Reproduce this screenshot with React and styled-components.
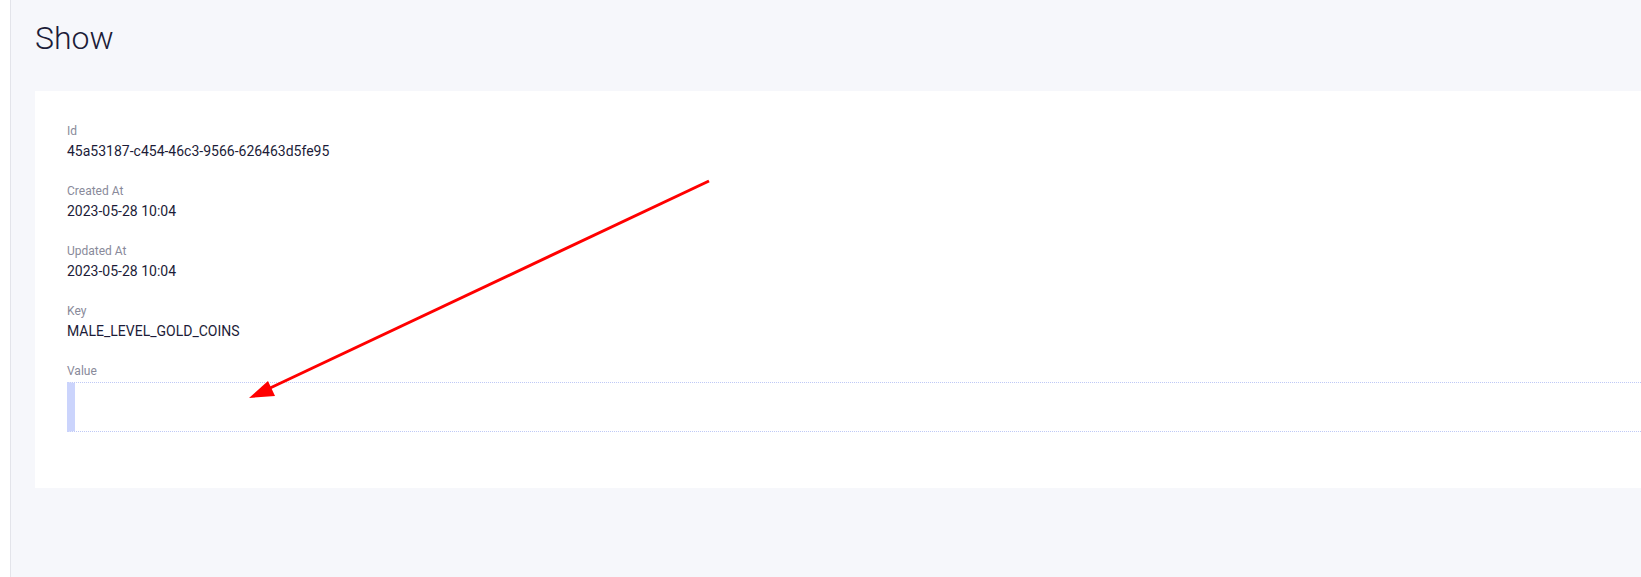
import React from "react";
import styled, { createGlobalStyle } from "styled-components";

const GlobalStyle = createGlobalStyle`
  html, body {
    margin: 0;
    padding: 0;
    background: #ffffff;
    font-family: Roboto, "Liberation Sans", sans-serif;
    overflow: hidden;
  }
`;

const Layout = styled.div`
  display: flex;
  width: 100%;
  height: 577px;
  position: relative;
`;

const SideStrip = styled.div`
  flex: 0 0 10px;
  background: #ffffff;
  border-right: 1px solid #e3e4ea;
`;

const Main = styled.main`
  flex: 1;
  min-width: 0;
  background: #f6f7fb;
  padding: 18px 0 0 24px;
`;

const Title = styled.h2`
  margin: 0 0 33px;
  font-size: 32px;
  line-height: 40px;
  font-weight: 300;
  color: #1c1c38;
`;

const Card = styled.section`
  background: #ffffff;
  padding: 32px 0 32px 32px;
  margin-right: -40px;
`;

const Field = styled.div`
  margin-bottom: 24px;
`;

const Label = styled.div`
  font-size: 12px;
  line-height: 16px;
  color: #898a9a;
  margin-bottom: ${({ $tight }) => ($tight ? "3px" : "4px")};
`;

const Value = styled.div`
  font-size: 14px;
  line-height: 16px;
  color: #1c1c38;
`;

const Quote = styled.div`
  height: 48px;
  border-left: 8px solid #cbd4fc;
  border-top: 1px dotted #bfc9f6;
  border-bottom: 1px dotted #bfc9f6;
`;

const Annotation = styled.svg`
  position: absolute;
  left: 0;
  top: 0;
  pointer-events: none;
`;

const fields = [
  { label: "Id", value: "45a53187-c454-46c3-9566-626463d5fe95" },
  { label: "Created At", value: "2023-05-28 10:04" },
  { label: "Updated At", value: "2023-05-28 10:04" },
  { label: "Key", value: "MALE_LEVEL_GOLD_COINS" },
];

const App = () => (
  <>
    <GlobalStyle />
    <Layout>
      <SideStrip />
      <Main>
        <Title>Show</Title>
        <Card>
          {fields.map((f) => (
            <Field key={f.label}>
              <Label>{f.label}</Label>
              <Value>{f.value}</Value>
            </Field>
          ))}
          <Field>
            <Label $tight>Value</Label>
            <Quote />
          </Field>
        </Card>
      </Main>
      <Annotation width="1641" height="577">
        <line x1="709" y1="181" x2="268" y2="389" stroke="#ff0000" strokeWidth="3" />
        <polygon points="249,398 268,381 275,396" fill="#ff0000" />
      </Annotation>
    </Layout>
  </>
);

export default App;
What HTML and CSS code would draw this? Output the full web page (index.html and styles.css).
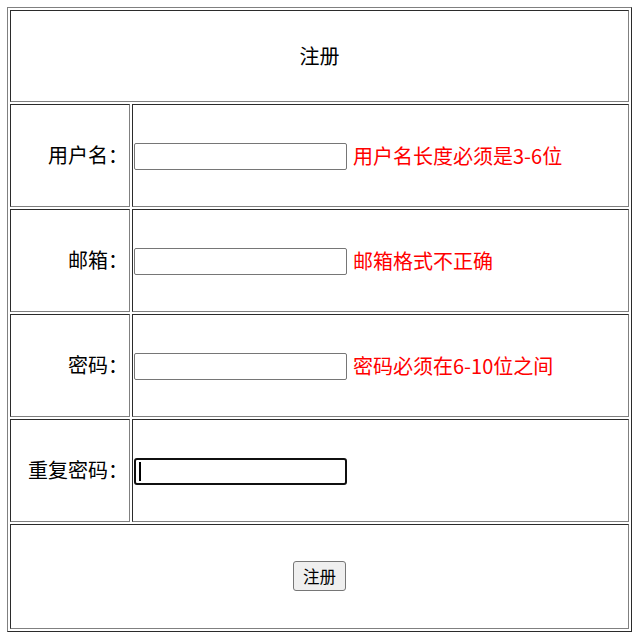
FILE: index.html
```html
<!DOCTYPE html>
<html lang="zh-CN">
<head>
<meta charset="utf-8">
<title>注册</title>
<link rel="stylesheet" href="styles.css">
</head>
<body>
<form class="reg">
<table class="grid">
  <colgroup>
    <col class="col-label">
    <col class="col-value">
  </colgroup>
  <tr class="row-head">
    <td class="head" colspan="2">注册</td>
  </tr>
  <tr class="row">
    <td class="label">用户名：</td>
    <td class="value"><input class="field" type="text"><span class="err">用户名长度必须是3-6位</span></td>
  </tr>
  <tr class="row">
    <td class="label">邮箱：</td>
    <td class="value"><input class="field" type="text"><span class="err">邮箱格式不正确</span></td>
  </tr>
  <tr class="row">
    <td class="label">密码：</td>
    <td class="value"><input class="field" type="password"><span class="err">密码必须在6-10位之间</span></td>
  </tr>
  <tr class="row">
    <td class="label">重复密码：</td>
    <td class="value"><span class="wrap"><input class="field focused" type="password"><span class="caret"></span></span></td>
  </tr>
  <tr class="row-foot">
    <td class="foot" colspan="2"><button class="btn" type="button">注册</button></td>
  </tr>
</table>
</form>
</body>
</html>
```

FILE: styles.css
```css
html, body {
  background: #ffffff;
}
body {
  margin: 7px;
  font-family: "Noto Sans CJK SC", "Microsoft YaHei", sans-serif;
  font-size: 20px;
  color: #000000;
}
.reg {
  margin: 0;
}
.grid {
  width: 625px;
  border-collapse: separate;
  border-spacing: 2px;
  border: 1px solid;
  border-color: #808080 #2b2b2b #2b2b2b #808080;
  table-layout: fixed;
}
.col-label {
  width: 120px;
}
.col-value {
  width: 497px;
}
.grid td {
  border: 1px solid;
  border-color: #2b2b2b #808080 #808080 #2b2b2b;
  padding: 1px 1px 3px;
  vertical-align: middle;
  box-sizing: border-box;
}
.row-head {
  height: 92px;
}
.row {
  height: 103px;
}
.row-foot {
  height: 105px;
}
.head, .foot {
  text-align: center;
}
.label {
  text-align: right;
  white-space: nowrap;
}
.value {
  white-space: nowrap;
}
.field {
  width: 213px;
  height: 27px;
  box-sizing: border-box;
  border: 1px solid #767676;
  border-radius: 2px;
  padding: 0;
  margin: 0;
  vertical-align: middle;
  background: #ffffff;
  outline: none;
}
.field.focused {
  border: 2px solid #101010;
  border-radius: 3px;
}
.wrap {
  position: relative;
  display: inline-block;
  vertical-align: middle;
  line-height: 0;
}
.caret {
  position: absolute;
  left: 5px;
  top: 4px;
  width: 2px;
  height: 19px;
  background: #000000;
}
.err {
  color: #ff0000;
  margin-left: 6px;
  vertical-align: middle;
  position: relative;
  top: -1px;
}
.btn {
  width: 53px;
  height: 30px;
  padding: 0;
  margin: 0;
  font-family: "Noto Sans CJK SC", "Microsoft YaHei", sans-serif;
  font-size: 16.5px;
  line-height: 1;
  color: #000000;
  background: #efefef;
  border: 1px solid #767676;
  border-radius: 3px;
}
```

◆ ◆ ◆ ◆ ◆

What needs to be done:
Leave the pictures out and output the rest of the listing exactly.

Result for this task:
Reproduce this screenshot with React and styled-components.
import React from "react";
import styled, { createGlobalStyle } from "styled-components";

const GlobalStyle = createGlobalStyle`
  html, body {
    margin: 0;
    padding: 0;
    background: #ffffff;
    font-family: Roboto, "Liberation Sans", sans-serif;
    overflow: hidden;
  }
`;

const Layout = styled.div`
  display: flex;
  width: 100%;
  height: 577px;
  position: relative;
`;

const SideStrip = styled.div`
  flex: 0 0 10px;
  background: #ffffff;
  border-right: 1px solid #e3e4ea;
`;

const Main = styled.main`
  flex: 1;
  min-width: 0;
  background: #f6f7fb;
  padding: 18px 0 0 24px;
`;

const Title = styled.h2`
  margin: 0 0 33px;
  font-size: 32px;
  line-height: 40px;
  font-weight: 300;
  color: #1c1c38;
`;

const Card = styled.section`
  background: #ffffff;
  padding: 32px 0 32px 32px;
  margin-right: -40px;
`;

const Field = styled.div`
  margin-bottom: 24px;
`;

const Label = styled.div`
  font-size: 12px;
  line-height: 16px;
  color: #898a9a;
  margin-bottom: ${({ $tight }) => ($tight ? "3px" : "4px")};
`;

const Value = styled.div`
  font-size: 14px;
  line-height: 16px;
  color: #1c1c38;
`;

const Quote = styled.div`
  height: 48px;
  border-left: 8px solid #cbd4fc;
  border-top: 1px dotted #bfc9f6;
  border-bottom: 1px dotted #bfc9f6;
`;

const Annotation = styled.svg`
  position: absolute;
  left: 0;
  top: 0;
  pointer-events: none;
`;

const fields = [
  { label: "Id", value: "45a53187-c454-46c3-9566-626463d5fe95" },
  { label: "Created At", value: "2023-05-28 10:04" },
  { label: "Updated At", value: "2023-05-28 10:04" },
  { label: "Key", value: "MALE_LEVEL_GOLD_COINS" },
];

const App = () => (
  <>
    <GlobalStyle />
    <Layout>
      <SideStrip />
      <Main>
        <Title>Show</Title>
        <Card>
          {fields.map((f) => (
            <Field key={f.label}>
              <Label>{f.label}</Label>
              <Value>{f.value}</Value>
            </Field>
          ))}
          <Field>
            <Label $tight>Value</Label>
            <Quote />
          </Field>
        </Card>
      </Main>
      <Annotation width="1641" height="577">
        <line x1="709" y1="181" x2="268" y2="389" stroke="#ff0000" strokeWidth="3" />
        <polygon points="249,398 268,381 275,396" fill="#ff0000" />
      </Annotation>
    </Layout>
  </>
);

export default App;
What HTML and CSS code would draw this? Output the full web page (index.html and styles.css).
FILE: index.html
```html
<!DOCTYPE html>
<html lang="zh-CN">
<head>
<meta charset="utf-8">
<title>注册</title>
<link rel="stylesheet" href="styles.css">
</head>
<body>
<form class="reg">
<table class="grid">
  <colgroup>
    <col class="col-label">
    <col class="col-value">
  </colgroup>
  <tr class="row-head">
    <td class="head" colspan="2">注册</td>
  </tr>
  <tr class="row">
    <td class="label">用户名：</td>
    <td class="value"><input class="field" type="text"><span class="err">用户名长度必须是3-6位</span></td>
  </tr>
  <tr class="row">
    <td class="label">邮箱：</td>
    <td class="value"><input class="field" type="text"><span class="err">邮箱格式不正确</span></td>
  </tr>
  <tr class="row">
    <td class="label">密码：</td>
    <td class="value"><input class="field" type="password"><span class="err">密码必须在6-10位之间</span></td>
  </tr>
  <tr class="row">
    <td class="label">重复密码：</td>
    <td class="value"><span class="wrap"><input class="field focused" type="password"><span class="caret"></span></span></td>
  </tr>
  <tr class="row-foot">
    <td class="foot" colspan="2"><button class="btn" type="button">注册</button></td>
  </tr>
</table>
</form>
</body>
</html>
```

FILE: styles.css
```css
html, body {
  background: #ffffff;
}
body {
  margin: 7px;
  font-family: "Noto Sans CJK SC", "Microsoft YaHei", sans-serif;
  font-size: 20px;
  color: #000000;
}
.reg {
  margin: 0;
}
.grid {
  width: 625px;
  border-collapse: separate;
  border-spacing: 2px;
  border: 1px solid;
  border-color: #808080 #2b2b2b #2b2b2b #808080;
  table-layout: fixed;
}
.col-label {
  width: 120px;
}
.col-value {
  width: 497px;
}
.grid td {
  border: 1px solid;
  border-color: #2b2b2b #808080 #808080 #2b2b2b;
  padding: 1px 1px 3px;
  vertical-align: middle;
  box-sizing: border-box;
}
.row-head {
  height: 92px;
}
.row {
  height: 103px;
}
.row-foot {
  height: 105px;
}
.head, .foot {
  text-align: center;
}
.label {
  text-align: right;
  white-space: nowrap;
}
.value {
  white-space: nowrap;
}
.field {
  width: 213px;
  height: 27px;
  box-sizing: border-box;
  border: 1px solid #767676;
  border-radius: 2px;
  padding: 0;
  margin: 0;
  vertical-align: middle;
  background: #ffffff;
  outline: none;
}
.field.focused {
  border: 2px solid #101010;
  border-radius: 3px;
}
.wrap {
  position: relative;
  display: inline-block;
  vertical-align: middle;
  line-height: 0;
}
.caret {
  position: absolute;
  left: 5px;
  top: 4px;
  width: 2px;
  height: 19px;
  background: #000000;
}
.err {
  color: #ff0000;
  margin-left: 6px;
  vertical-align: middle;
  position: relative;
  top: -1px;
}
.btn {
  width: 53px;
  height: 30px;
  padding: 0;
  margin: 0;
  font-family: "Noto Sans CJK SC", "Microsoft YaHei", sans-serif;
  font-size: 16.5px;
  line-height: 1;
  color: #000000;
  background: #efefef;
  border: 1px solid #767676;
  border-radius: 3px;
}
```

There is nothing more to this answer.